Given task: From the entries below, list each line with "components".

Supplied information:

BEGIN

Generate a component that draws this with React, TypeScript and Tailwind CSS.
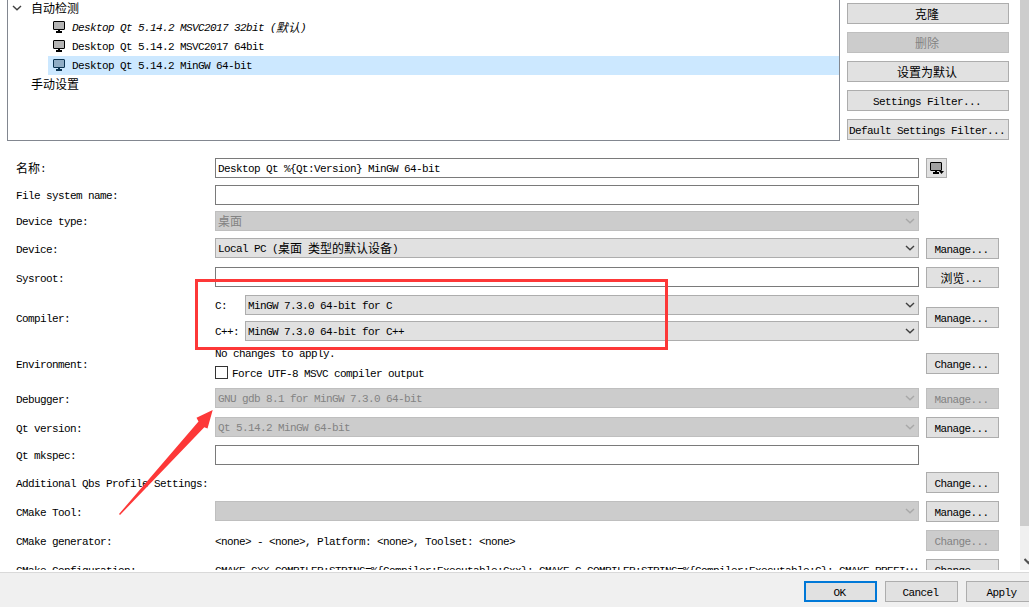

END
BEGIN

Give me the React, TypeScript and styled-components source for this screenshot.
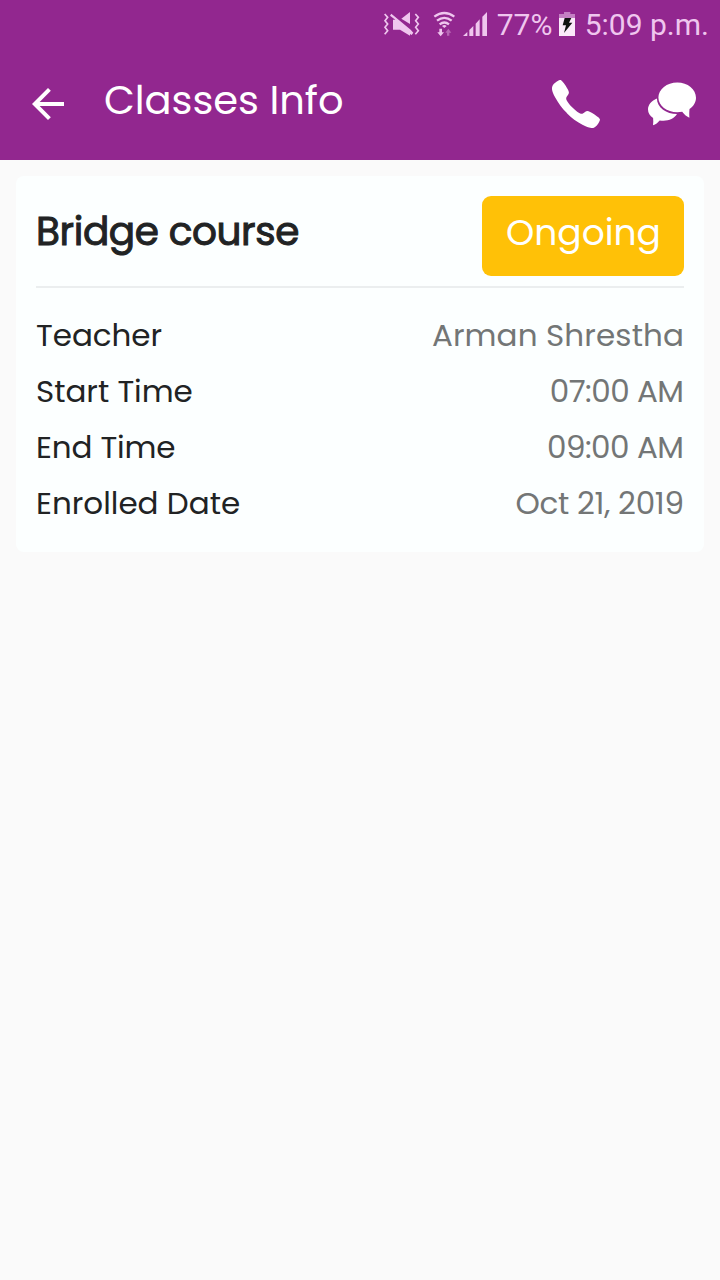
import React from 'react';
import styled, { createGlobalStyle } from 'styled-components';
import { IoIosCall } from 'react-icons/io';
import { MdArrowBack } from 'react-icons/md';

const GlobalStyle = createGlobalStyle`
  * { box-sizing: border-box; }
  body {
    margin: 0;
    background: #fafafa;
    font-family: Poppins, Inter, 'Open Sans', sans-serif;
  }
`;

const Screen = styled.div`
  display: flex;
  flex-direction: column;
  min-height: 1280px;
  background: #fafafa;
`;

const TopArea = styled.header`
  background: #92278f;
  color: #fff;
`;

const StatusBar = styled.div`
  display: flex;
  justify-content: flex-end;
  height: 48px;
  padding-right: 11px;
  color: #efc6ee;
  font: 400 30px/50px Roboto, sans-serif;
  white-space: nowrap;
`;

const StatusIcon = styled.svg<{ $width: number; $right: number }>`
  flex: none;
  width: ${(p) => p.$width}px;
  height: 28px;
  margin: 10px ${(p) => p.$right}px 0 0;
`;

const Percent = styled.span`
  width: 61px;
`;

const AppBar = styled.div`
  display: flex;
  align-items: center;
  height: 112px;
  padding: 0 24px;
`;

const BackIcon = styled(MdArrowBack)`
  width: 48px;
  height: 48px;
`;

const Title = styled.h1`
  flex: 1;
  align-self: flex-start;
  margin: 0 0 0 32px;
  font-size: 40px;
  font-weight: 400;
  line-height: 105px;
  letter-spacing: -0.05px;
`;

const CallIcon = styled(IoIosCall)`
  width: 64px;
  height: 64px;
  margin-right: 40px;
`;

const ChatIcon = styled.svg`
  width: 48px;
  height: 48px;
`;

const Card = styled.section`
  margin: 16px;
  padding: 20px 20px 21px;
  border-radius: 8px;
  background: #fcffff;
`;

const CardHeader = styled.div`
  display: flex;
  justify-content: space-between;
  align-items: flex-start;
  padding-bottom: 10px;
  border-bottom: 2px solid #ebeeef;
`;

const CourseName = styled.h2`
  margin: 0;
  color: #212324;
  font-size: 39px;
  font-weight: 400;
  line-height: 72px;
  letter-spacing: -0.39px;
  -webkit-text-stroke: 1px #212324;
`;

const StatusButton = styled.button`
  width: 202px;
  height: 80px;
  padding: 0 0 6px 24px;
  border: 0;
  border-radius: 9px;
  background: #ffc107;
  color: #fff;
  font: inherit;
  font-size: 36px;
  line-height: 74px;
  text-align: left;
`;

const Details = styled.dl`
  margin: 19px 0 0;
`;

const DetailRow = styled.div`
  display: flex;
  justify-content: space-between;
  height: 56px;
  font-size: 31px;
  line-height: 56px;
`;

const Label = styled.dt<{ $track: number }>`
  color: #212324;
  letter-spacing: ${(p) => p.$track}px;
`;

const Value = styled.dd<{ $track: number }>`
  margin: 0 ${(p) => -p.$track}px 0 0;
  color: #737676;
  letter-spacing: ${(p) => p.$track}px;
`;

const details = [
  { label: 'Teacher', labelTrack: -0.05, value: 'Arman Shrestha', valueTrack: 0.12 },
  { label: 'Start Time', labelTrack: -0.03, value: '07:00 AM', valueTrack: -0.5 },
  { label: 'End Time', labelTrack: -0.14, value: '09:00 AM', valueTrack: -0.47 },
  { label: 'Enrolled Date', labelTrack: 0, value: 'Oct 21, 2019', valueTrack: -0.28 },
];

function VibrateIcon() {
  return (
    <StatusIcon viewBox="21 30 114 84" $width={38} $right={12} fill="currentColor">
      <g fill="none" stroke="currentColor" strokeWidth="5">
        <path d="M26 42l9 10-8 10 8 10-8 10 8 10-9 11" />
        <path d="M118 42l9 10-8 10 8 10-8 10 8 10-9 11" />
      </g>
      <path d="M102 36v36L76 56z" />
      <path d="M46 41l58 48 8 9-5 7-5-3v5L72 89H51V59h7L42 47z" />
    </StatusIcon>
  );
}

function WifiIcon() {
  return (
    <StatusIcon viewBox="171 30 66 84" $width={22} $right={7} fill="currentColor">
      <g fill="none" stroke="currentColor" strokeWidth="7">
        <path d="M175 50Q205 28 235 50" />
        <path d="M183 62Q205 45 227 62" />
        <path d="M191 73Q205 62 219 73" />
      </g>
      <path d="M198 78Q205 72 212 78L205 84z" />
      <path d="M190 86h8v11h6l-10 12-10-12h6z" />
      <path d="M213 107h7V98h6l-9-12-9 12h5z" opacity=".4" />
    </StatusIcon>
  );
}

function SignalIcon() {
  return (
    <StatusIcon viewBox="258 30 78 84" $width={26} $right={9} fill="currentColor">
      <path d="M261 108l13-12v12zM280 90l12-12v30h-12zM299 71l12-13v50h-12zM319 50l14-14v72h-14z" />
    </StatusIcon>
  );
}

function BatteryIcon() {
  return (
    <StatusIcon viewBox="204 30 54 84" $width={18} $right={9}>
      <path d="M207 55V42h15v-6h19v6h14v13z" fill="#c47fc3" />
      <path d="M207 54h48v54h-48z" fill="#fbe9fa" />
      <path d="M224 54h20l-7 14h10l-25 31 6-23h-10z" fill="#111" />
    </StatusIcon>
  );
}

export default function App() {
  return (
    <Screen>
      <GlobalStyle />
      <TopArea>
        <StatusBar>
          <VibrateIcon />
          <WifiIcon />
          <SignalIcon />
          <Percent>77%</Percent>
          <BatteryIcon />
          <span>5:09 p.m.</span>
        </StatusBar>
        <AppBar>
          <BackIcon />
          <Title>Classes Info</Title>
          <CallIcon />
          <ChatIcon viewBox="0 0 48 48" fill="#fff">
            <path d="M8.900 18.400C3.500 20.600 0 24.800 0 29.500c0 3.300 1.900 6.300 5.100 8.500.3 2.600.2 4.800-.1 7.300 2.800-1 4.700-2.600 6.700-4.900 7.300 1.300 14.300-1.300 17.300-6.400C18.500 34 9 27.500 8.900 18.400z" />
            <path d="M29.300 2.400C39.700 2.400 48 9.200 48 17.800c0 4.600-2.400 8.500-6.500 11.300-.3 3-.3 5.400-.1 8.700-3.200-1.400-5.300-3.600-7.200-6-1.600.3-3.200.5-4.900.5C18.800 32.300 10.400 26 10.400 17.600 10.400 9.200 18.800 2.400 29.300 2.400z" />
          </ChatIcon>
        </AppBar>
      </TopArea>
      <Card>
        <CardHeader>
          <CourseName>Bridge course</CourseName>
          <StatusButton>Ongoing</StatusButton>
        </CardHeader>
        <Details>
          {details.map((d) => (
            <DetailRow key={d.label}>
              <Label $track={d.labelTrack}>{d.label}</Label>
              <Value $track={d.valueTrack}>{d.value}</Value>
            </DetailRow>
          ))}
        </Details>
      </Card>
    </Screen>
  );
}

END

Response for this exercise:
Give me the React, TypeScript and styled-components source for this screenshot.
import styled, { createGlobalStyle } from 'styled-components';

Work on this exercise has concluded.